Scuffing at the sand under his shoes, Stoner grumbled, “This place isn’t a research station—it’s a damned political circus. Next thing you know they’ll be bringing in the Queen of England and the Mormon Tabernacle Choir.”
“Only on Sundays…”
“ATTENTION. ATTENTION,” blared the island-spanning network of public address loudspeakers. Thompson and Stoner looked up at the horn set on the bole of the palm tree.
“THE RUSSIAN DELEGATION IS NOW ESTIMATED TO ARRIVE AT SIXTEEN-THIRTY HOURS. ORIENTATION BRIEFING FOR THE RUSSIAN DELEGATION HAS BEEN RESCHEDULED TO TWENTY-ONE HUNDRED HOURS, AFTER THE EVENING MEAL.”
The metallic, booming voice stopped as suddenly as it had started, making Stoner feel momentarily as if a ho
le had been left in the air around him. Then the breeze gusted and a gull screamed and the nearby palms sighed. The island went back to normal.
“They’re late,” Thompson said.
“They must be flying a Russian plane,” Stoner muttered, “with a dependable Soviet crew.”
Markov studied the island intently as the plane circled at altitude.
Maria was sitting on the aisle seat beside him, her hands clutching the armrests with white-knuckled anxiety. The flight had been far from restful. First, they had to circle a huge springtime storm over the Urals. Then they made an extra fueling stop near Lake Baykal—where they were coolly informed that one of the engines was malfunctioning and would have to be repaired or replaced.
That did little to build one’s confidence for the long flight across the Pacific Ocean. Nor did the fact that they were kept locked inside the plane for six hours, with nothing to look at but the sight of Mongol mechanics peering puzzledly into the innards of the engine nacelle.

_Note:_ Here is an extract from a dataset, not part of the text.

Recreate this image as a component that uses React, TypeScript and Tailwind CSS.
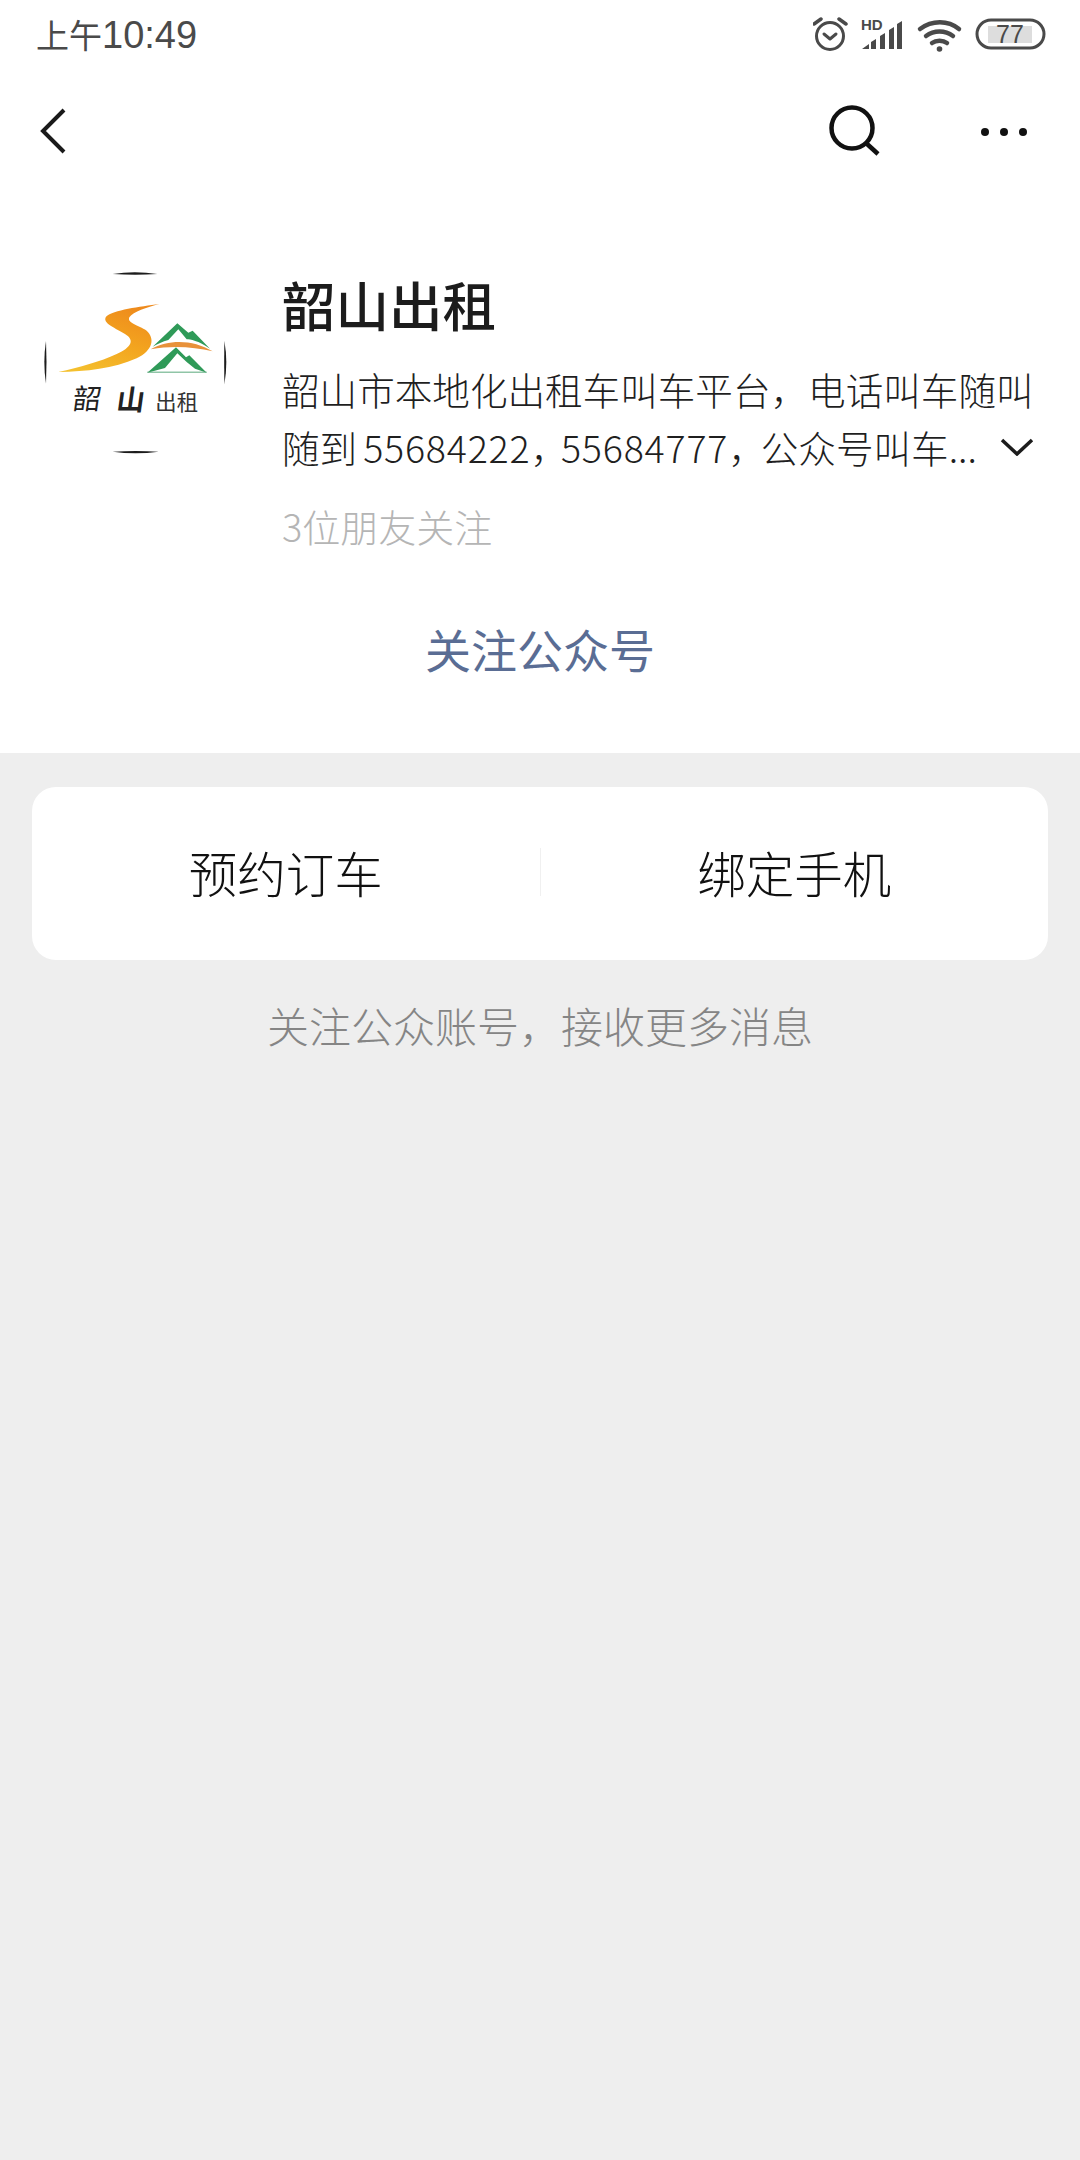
const cjk = "font-['Noto_Sans_CJK_SC','Noto_Sans',sans-serif]";

const StatusIcons = () => (
  <svg width="235" height="36" viewBox="0 0 235 36" className="block">
    {/* alarm */}
    <g fill="none" stroke="#4a4a4a" strokeWidth="3">
      <circle cx="17" cy="20" r="13.500" />
      <path d="M11 18l6 5 6-5" strokeLinecap="round" strokeLinejoin="round" />
      <path d="M1 8l7-5M33 8l-7-5" strokeWidth="3.500" strokeLinecap="round" />
    </g>
    {/* hd + signal */}
    <text x="48" y="14" fontFamily="Liberation Sans" fontWeight="700" fontSize="15" fill="#4a4a4a">HD</text>
    <path d="M49 33l7-5v5zM58 26l5-3v10h-5zM67 20l5-3v16h-5zM76 14l5-3v22h-5zM84 8l5-3v28h-5z" fill="#4a4a4a" />
    {/* wifi */}
    <g fill="none" stroke="#4a4a4a" strokeWidth="4.500" strokeLinecap="round">
      <path d="M107 13c12-9 28-9 39 0" />
      <path d="M113 20c8-6 19-6 27 0" />
      <path d="M119 27c4-3 11-3 15 0" />
    </g>
    <circle cx="126.500" cy="33" r="2.800" fill="#4a4a4a" />
    {/* battery */}
    <rect x="164" y="4" width="67" height="28" rx="14" fill="none" stroke="#4a4a4a" strokeWidth="3" />
    <rect x="175" y="10" width="44" height="17" fill="#dddddd" />
    <text x="197" y="27" textAnchor="middle" fontFamily="Liberation Sans" fontSize="25" fill="#4a4a4a">77</text>
  </svg>
);

const Logo = () => (
  <svg width="210" height="210" viewBox="0 0 630 630" className="block shrink-0">
    <defs>
      <linearGradient id="road" x1="0.700" y1="0" x2="0.200" y2="1">
        <stop offset="0" stopColor="#ee8a1c" />
        <stop offset="0.500" stopColor="#f3a51f" />
        <stop offset="1" stopColor="#f4c02e" />
      </linearGradient>
    </defs>
    <g fill="#1c1c1c">
      <path d="M248 42q66-10 134 0q-66 5-134 0z" />
      <path d="M248 575q68 10 138 0q-68-4-138 0z" />
      <path d="M48 243q-10 64 0 128q3-64 0-128z" />
      <path d="M583 243q12 64 0 130q-1-66 0-130z" />
    </g>
    <path d="M388 132C330 140 250 150 228 170C215 190 260 205 285 222C315 240 305 262 260 282C210 305 150 322 85 336C170 335 250 326 320 295C370 270 375 235 350 212C325 195 290 190 298 172C310 155 350 142 388 132z" fill="url(#road)" />
    <path d="M362 268C420 236 490 240 548 274C490 260 425 256 362 268z" fill="#e8913a" />
    <path d="M368 260L442 190L475 218L488 212L540 266C505 242 480 238 470 238L445 208L415 240C398 245 382 252 368 260z" fill="#2f9a58" />
    <path d="M352 338L438 262L468 292L478 286L530 338L495 326L470 306L442 280L405 324z" fill="#2f9a58" />
    <rect x="352" y="335" width="178" height="3" fill="#5aa97c" />
    <text x="126" y="448" fontFamily="Noto Sans CJK SC, sans-serif" fontSize="84" fill="#222222" transform="skewX(-8) translate(62 0)">韶</text>
    <text x="258" y="450" fontFamily="Noto Sans CJK SC, sans-serif" fontWeight="700" fontSize="84" fill="#222222" transform="skewX(-8) translate(62 0)">山</text>
    <text x="376" y="450" fontFamily="Noto Sans CJK SC, sans-serif" fontSize="64" fill="#333333">出租</text>
  </svg>
);

const App = () => {
  return (
    <div className={`w-[1080px] h-[2160px] bg-[#eeeeee] ${cjk}`}>
      <div className="bg-white h-[753px]">
        <div className="h-[68px] flex items-center justify-between pl-[36px] pr-[32px]">
          <span className="text-[33px] leading-[68px] text-[#4a4a4a]">
            上午<span className="font-['Liberation_Sans',sans-serif] text-[38px]">10:49</span>
          </span>
          <StatusIcons />
        </div>
        <div className="mt-[35px] h-[56px] flex items-center justify-between pl-[40px] pr-[53px]">
          <svg width="26" height="46" viewBox="0 0 26 46" fill="none" stroke="#1a1a1a" strokeWidth="4">
            <path d="M24 2L3 23l21 21" />
          </svg>
          <div className="flex items-center gap-[100px]">
            <svg width="52" height="52" viewBox="0 0 52 52" fill="none" stroke="#111111" strokeWidth="4.500">
              <circle cx="23" cy="23" r="20.500" />
              <path d="M37 38l12 11" />
            </svg>
            <svg width="46" height="10" viewBox="0 0 46 10" fill="#111111" className="mt-[2px]">
              <circle cx="4" cy="5" r="4" />
              <circle cx="23" cy="5" r="4" />
              <circle cx="42" cy="5" r="4" />
            </svg>
          </div>
        </div>
        <div className="flex pl-[30px] pr-[46px] pt-[101px]">
          <Logo />
          <div className="ml-[42px] flex-1 mt-[14px]">
            <h1 className="text-[53.500px] leading-[60px] font-medium text-[#1c1c1c]">韶山出租</h1>
            <div className="mt-[26px] text-[37.600px] leading-[58px] font-light text-[#1f1f1f] whitespace-nowrap">
              <p>韶山市本地化出租车叫车平台，电话叫车随叫</p>
              <div className="flex items-center justify-between">
                <p>
                  随到<span className="ml-[6px] tracking-[0.800px]">55684222</span>
                  <span className="tracking-[-7px]">，</span>
                  <span className="tracking-[0.800px]">55684777</span>
                  <span className="tracking-[-5px]">，</span>
                  公众号叫车...
                </p>
                <svg width="34" height="18" viewBox="0 0 34 18" fill="none" stroke="#1c1c1c" strokeWidth="3.500">
                  <path d="M2 2l15 14L32 2" />
                </svg>
              </div>
            </div>
            <p className="mt-[22px] text-[38px] leading-[56px] font-light text-[#b5b5b5]">3位朋友关注</p>
          </div>
        </div>
        <p className="text-center text-[46px] leading-[60px] text-[#5a6d94] mt-[64px]">关注公众号</p>
      </div>

      <div className="mx-[32px] mt-[34px] h-[173px] pb-[4px] bg-white rounded-[24px] flex items-center">
        <button className="flex-1 text-[48.500px] leading-[60px] font-light text-[#111111] text-center">预约订车</button>
        <div className="w-px h-[48px] bg-[#f0f0f0]" />
        <button className="flex-1 text-[48.500px] leading-[60px] font-light text-[#111111] text-center">绑定手机</button>
      </div>

      <p className="mt-[35px] text-center text-[42px] leading-[60px] font-light text-[#858585]">关注公众账号，接收更多消息</p>
    </div>
  );
};

export default App;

But now at last they were circling over the tiny sliver of an island, with its black gouge of an airstrip, the way a dog circles his sleeping mat before finally settling down for a snooze.
Markov paid scant attention to the glorious cloudscape that was turning the western horizon into a molten palette of reds and oranges. He studied the island.
There wasn’t much to see. A cluster of buildings at one end. The airstrip. More buildings on the other side of the airstrip. A single road. Some radio telescope antennas.
The other islands scattered along the oval-shaped coral reef seemed empty, abandoned. White beaches and lush green foliage. All of them tiny, barely a few city blocks long, Markov judged. The main island was bigger, but had been almost totally denuded of trees to make room for the buildings and the airstrip.
He reached down under the seat for his satchel.
“What are you doing?” Maria groused.
“Looking for the binoculars.”
“What do you expect to see? Dancing girls in grass skirts?”
Markov sighed. He had given up that particular fantasy when the KGB briefing officer had informed them that the Americans had turned Kwajalein into a military base more than twenty years earlier.